Today we’d like to introduce you to Daniel Anastasio.

Hi Daniel, thanks for sharing your story with us. To start, maybe you can tell our readers some of your backstory.
Born in Stamford, Connecticut, my family moved a few times in the early part of my life and we ended up settling in San Antonio, TX when I was 8 years old. I began playing the piano at age 5 and had a natural connection to it, but never dreamed of becoming a professional musician. My piano teacher in San Antonio, Rebecca Wilcox, helped me develop a healthy, unpressured relationship with music, and I continued to have other interests and hobbies. After graduating high school, I went off to Cornell University for undergrad (double majoring in Philosophy and Music), and there my piano teacher Xak Bjerken strongly encouraged me to pursue piano professionally. Taking his advice, I then attended The Juilliard School for my Masters, and Stony Brook University for my Doctorate in Piano Performance. The next step in my mind, for reasons both practical and personal, was to secure a teaching job. I applied for a full-time faculty opening at San Antonio College, won it, and moved back to San Antonio, teaching there for 7 years. During that time, I formed the local chamber group Agarita with three other members. Traveling back to New York City frequently to perform with my contemporary music group Unheard-of Ensemble, I was splitting my time between teaching, traveling for performance, and helping to build the organization Agarita, which was rapidly growing in scope and impact. Feeling pulled in too many directions, I decided to leave my teaching job at San Antonio College last year to devote more time to my chamber ensembles and to my personal projects. Currently, I’m sustaining a varied career of performing, lecturing, directing projects, and sharing my opinions about classical music — from details within the music to the state of the field today.

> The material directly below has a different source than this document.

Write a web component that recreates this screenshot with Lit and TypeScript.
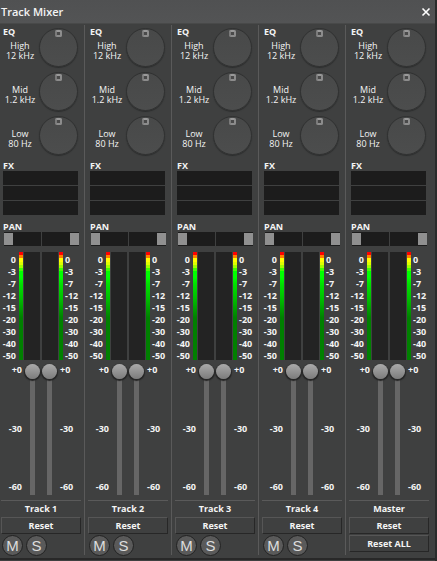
import { LitElement, html, css } from "lit";
import { customElement, property } from "lit/decorators.js";

const METER_LABELS = ["0", "-3", "-7", "-12", "-15", "-20", "-30", "-40", "-50"];
const BANDS = [
  { name: "High", freq: "12 kHz" },
  { name: "Mid", freq: "1.2 kHz" },
  { name: "Low", freq: "80 Hz" },
];

@customElement("mixer-strip")
class MixerStrip extends LitElement {
  @property() name = "";
  @property({ type: Boolean }) master = false;

  static styles = css`
    :host {
      display: flex;
      flex-direction: column;
      box-sizing: border-box;
      padding: 4px 9px 2px 3px;
      position: relative;
      min-width: 0;
    }
    :host(:not([master]))::after {
      content: "";
      position: absolute;
      right: 2px;
      top: 1px;
      bottom: 3px;
      width: 1px;
      background: #5a5a5a;
    }
    * { box-sizing: border-box; }
    input, button { margin: 0; padding: 0; font: inherit; color: inherit; }
    input { appearance: none; background: none; display: block; outline-offset: 1px; }
    h2 { margin: 0; font-size: 9px; line-height: 12px; font-weight: 700; }
    .eq { display: grid; grid-template-columns: 1fr 39px; row-gap: 5px; position: relative; }
    .eq h2 { position: absolute; left: 0; top: -2px; }
    .band { display: contents; }
    .caption { padding: 13px 2px 0 0; height: 39px; text-align: center; font-size: 9px; line-height: 10px; white-space: nowrap; }
    .caption span { display: block; }
    .knob {
      width: 39px; height: 39px; border-radius: 50%;
      background: linear-gradient(#484949, #4c4d4d);
      border: 1px solid #303131;
      box-shadow: 0 1px 1px #2c2d2d;
    }
    .knob::-webkit-slider-runnable-track { height: 37px; }
    .knob::-webkit-slider-thumb {
      appearance: none; width: 7px; height: 7px; margin-top: 1px;
      background: #4a4a4a; border: 2px solid #8c8c8c; border-radius: 2px;
      border-left-color: #7a7a7a; border-top-color: #999;
    }
    .fx { margin-top: 5px; display: flex; flex-direction: column; gap: 1px; }
    .fx h2 { margin-bottom: -2px; }
    .slot { height: 14px; border: 0; background: #1c1c1c; }
    .pan { margin: 6px -1px 0 1px; }
    .pan h2 { margin: 0 0 -1px -1px; }
    .pair { display: grid; grid-template-columns: 1fr 1fr; gap: 1px; }
    .pan input { width: 100%; height: 14px; background: #1c1c1c; }
    .pan input::-webkit-slider-thumb { appearance: none; width: 9px; height: 12px; background: #909090; }
    .meters { margin: 6px -4px 0 -3px; display: grid; grid-template-columns: 1fr auto auto 1fr; column-gap: 2px; }
    .channel { display: grid; grid-template-columns: 4px 16px; column-gap: 1px; }
    .channel.mirror { grid-template-columns: 16px 4px; }
    .bar { background: linear-gradient(#f00 0 3px, #ff8000 3px 6px, #ff0 6px 10px, #e0ff00 10px 13px, #a0ff00 13px 16px, #40ff00 16px 19px, #0f0 19px 25px, #00e000 32px, #00c000 46px, #008000 66px); }
    .well { background: #232323; }
    .scale { font-size: 9px; line-height: 12px; font-weight: 700; padding-top: 2px; height: 108px; }
    .left { text-align: right; padding-right: 1px; }
    .faders { margin: 4px -4px 0 -3px; display: grid; grid-template-columns: 1fr 15px 15px 1fr; column-gap: 2px; height: 131px; }
    .ticks { font-size: 9px; line-height: 12px; font-weight: 700; display: flex; flex-direction: column; justify-content: space-between; padding: 0 1px 2px; }
    .fader { writing-mode: vertical-lr; direction: rtl; width: 15px; height: 131px; }
    .fader::-webkit-slider-runnable-track { width: 5px; background: #666; }
    .fader::-webkit-slider-thumb {
      appearance: none; width: 15px; height: 15px; margin-left: -5px; border-radius: 50%;
      background: linear-gradient(#aaa, #7c7c7c); box-shadow: 0 1px 1px 1px #252525;
    }
    .foot { margin: 5px -3px 0 -2px; border-top: 1px solid #5a5a5a; text-align: center; font-size: 9px; font-weight: 700; }
    .name { line-height: 16px; }
    .reset { display: block; width: 100%; height: 17px; line-height: 14px; background: #3f4040; border: 1px solid #272727; border-top-color: #565656; border-left-color: #565656; }
    .reset + .reset { margin-top: 1px; }
    .toggles { display: flex; gap: 3px; padding: 1px 0 0 1px; }
    .toggle {
      width: 21px; height: 21px; border-radius: 50%; border: 1px solid #222; background: #5a5a5a;
      font: 15px/19px "Liberation Sans", Arial, sans-serif; color: #ddd;
    }
  `;

  render() {
    const scale = METER_LABELS.map((l) => html`<div>${l}</div>`);
    return html`
      <section class="eq">
        <h2>EQ</h2>
        ${BANDS.map((b) => html`<label class="band">
          <span class="caption"><span>${b.name}</span><span>${b.freq}</span></span>
          <input class="knob" type="range" min="-12" max="12" value="0" />
        </label>`)}
      </section>
      <section class="fx">
        <h2>FX</h2>
        ${[1, 2, 3].map((n) => html`<button class="slot" aria-label="Effect slot ${n}"></button>`)}
      </section>
      <section class="pan">
        <h2>PAN</h2>
        <div class="pair">
          <input type="range" aria-label="Pan left" min="0" max="100" value="0" />
          <input type="range" aria-label="Pan right" min="0" max="100" value="100" />
        </div>
      </section>
      <section class="meters">
        <div class="scale left">${scale}</div>
        <div class="channel"><div class="bar"></div><div class="well"></div></div>
        <div class="channel mirror"><div class="well"></div><div class="bar"></div></div>
        <div class="scale">${scale}</div>
      </section>
      <section class="faders">
        <div class="ticks left"><span>+0</span><span>-30</span><span>-60</span></div>
        <input class="fader" type="range" aria-label="Left volume" min="-60" max="0" value="0" />
        <input class="fader" type="range" aria-label="Right volume" min="-60" max="0" value="0" />
        <div class="ticks"><span>+0</span><span>-30</span><span>-60</span></div>
      </section>
      <footer class="foot">
        <div class="name">${this.name}</div>
        <button class="reset">Reset</button>
        ${this.master
          ? html`<button class="reset">Reset ALL</button>`
          : html`<div class="toggles">
              <button class="toggle" aria-label="Mute">M</button>
              <button class="toggle" aria-label="Solo">S</button>
            </div>`}
      </footer>
    `;
  }
}

@customElement("app-root")
class AppRoot extends LitElement {
  static styles = css`
    :host {
      display: block;
      box-sizing: border-box;
      min-height: 100vh;
      background: #3f4040;
      color: #f4f4f4;
      font-family: "Open Sans", "Noto Sans", sans-serif;
      border-right: 2px solid #2a2b2b;
    }
    .title { display: flex; align-items: center; justify-content: space-between; height: 24px; box-sizing: border-box; padding: 0 4px 0 1px; background: linear-gradient(#505152, #535455); border-bottom: 1px solid #484949; }
    h1 { margin: 0; font-size: 11px; font-weight: 600; line-height: 22px; }
    .close { width: 10px; height: 10px; padding: 0; border: 0; background: none; color: #fff; }
    .close svg { display: block; }
    .strips { display: grid; grid-template-columns: repeat(5, 1fr); border-bottom: 2px solid #282828; }
  `;

  render() {
    return html`
      <header class="title">
        <h1>Track Mixer</h1>
        <button class="close" aria-label="Close">
          <svg width="10" height="10" viewBox="0 0 10 10"><path d="M1.5 1.5 8.5 8.5M8.5 1.5 1.5 8.5" stroke="currentColor" stroke-width="1.6" /></svg>
        </button>
      </header>
      <main class="strips">
        ${[1, 2, 3, 4].map((n) => html`<mixer-strip name="Track ${n}"></mixer-strip>`)}
        <mixer-strip name="Master" master></mixer-strip>
      </main>
    `;
  }
}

Can you talk to us a bit about the challenges and lessons you’ve learned along the way. Looking back would you say it’s been easy or smooth in retrospect?
Pursuing a career as a classical musician is not an easy journey. Opportunities are scarce, and conservatories and music departments across the country are filled with extremely talented, highly qualified artists. The pressure we put on ourselves to perform at our best and to impress both the public and our peers, can be damaging to the psyche. Rather than seek validation from the opinions of others and even ourselves, we need to remember the simple, direct, natural connection we have to the music, and continue to express that in whatever form feels right. For me, playing alone has not been enough to satisfy me. There are so many incredible performers out there, and already so many incredible interpretations of the classical works I perform. What has interested me more recently is sharing — through guided lectures and pre-concert talks — my knowledge and connection with the music in a way that a 21st century audience can understand, so that they might more closely feel what I feel. One of the biggest struggles in my field of classical music is how to bridge the gap between what the performer understands and feels about the music, and what the average audience member does. That is the ongoing struggle, but it’s a challenge I’m excited to take on.

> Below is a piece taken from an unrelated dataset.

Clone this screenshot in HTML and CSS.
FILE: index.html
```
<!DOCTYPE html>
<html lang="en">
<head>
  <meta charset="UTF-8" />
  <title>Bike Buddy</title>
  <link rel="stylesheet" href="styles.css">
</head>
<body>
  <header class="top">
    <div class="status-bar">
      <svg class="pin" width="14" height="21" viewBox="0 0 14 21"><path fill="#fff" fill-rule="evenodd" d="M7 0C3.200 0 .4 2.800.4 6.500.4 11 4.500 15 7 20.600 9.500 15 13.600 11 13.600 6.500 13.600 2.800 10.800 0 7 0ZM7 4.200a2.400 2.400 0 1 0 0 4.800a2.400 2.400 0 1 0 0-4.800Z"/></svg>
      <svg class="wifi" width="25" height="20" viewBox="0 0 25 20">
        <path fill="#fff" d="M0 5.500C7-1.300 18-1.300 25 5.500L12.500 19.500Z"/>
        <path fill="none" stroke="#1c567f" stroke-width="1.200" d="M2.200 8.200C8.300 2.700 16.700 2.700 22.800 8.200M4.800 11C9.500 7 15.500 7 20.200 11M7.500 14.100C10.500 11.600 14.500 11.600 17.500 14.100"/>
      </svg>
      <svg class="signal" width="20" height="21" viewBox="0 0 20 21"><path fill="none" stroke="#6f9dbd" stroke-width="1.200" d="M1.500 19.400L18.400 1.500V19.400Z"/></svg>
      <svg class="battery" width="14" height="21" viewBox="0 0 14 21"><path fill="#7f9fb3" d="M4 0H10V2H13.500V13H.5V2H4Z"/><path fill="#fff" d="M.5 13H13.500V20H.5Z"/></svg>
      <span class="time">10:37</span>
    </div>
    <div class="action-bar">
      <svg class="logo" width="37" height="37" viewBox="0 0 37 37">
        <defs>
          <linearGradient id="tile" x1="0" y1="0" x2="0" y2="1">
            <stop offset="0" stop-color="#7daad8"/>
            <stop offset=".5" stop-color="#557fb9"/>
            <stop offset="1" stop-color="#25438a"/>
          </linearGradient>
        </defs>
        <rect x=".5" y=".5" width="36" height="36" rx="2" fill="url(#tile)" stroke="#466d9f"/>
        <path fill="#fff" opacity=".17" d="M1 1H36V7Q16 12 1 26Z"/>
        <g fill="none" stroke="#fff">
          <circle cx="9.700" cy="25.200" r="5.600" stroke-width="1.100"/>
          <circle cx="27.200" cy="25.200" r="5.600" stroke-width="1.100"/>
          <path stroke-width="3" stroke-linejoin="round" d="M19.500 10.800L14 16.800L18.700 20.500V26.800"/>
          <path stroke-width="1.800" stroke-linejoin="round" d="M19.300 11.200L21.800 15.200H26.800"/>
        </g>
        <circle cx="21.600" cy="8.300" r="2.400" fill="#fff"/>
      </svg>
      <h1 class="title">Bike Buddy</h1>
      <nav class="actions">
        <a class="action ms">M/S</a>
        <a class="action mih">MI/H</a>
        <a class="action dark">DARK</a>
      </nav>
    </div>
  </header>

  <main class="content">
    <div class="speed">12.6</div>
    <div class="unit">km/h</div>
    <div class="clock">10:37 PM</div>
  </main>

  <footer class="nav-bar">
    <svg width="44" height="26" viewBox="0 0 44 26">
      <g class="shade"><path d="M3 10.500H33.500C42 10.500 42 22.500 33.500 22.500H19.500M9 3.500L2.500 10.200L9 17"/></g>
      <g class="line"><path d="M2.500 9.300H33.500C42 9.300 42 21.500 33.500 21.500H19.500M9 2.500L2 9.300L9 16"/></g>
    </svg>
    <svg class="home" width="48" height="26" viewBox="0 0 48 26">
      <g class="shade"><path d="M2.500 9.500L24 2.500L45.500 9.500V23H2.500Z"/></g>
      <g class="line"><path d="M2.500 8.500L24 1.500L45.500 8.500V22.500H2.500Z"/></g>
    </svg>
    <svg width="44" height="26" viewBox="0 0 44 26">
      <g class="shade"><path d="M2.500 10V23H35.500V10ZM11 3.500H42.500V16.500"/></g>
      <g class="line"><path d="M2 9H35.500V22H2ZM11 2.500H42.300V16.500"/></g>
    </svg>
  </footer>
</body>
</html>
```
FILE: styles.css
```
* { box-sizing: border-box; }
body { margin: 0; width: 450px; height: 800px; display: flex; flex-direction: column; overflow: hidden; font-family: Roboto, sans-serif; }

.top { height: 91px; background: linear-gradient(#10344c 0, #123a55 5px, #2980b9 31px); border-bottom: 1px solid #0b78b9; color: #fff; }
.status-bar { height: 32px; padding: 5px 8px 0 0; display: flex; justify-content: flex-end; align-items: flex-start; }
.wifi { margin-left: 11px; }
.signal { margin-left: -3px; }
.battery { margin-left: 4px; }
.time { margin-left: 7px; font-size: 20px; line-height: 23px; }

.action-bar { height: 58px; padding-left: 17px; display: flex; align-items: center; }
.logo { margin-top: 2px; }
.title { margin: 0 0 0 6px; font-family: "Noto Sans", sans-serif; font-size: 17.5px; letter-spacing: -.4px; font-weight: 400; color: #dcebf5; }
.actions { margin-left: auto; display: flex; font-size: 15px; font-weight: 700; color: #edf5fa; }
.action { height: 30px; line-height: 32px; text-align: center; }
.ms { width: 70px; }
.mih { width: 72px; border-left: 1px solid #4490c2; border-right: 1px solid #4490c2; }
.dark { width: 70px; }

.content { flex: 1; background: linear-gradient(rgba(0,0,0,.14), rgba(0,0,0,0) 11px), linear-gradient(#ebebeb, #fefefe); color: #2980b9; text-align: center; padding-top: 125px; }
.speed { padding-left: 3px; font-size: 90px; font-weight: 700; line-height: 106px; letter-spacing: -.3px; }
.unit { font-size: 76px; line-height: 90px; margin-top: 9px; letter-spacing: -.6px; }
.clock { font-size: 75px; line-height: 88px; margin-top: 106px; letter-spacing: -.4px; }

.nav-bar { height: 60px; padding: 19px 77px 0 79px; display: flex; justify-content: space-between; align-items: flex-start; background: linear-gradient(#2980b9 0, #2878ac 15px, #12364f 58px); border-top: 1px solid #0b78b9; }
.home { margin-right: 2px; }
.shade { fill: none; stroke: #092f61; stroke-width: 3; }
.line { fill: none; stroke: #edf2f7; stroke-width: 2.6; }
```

As you know, we’re big fans of you and your work. For our readers who might not be as familiar what can you tell them about what you do?
I am a professional classical musician, the artistic director of several musical organizations, and an educator of classical music. I perform music old and new, across the United States, in both solo and chamber music settings. I’m most proud of the way I’ve gradually developed the ability to communicate clearly and passionately about the music I love and find interesting, and I’m encouraged by the growing positive response regarding that ability. So many musicians in my field have trouble communicating about what they do, and I don’t blame them — it’s extremely difficult to put abstract artistic concepts into words, let alone in a public setting for hundreds of people right before you perform, and we were not taught how to do any of that in music conservatory. I think that needs to change, and in the mean time I’m attempting to demonstrate one way of doing it.

How do you think about happiness?
I am very often in my head, intellectualizing and lost in thought. While I don’t necessarily judge that because it represents a certain curiosity in me (as well as a futile need to understand things that can’t be understood through intellectualizing), I am happy when I’m able to drop the buzzing of reflective thoughts and rumination and enter the flow of the ever-emerging present. That happens most directly during and after meditation, or when in conversation with close friends, or when immersed in a powerful artistic experience. Deep connection with others (including the composers whose music I get to explore) brings a humility and vulnerability for me that removes me from my narrow-minded ego and allows me to recognize things from a more universal perspective.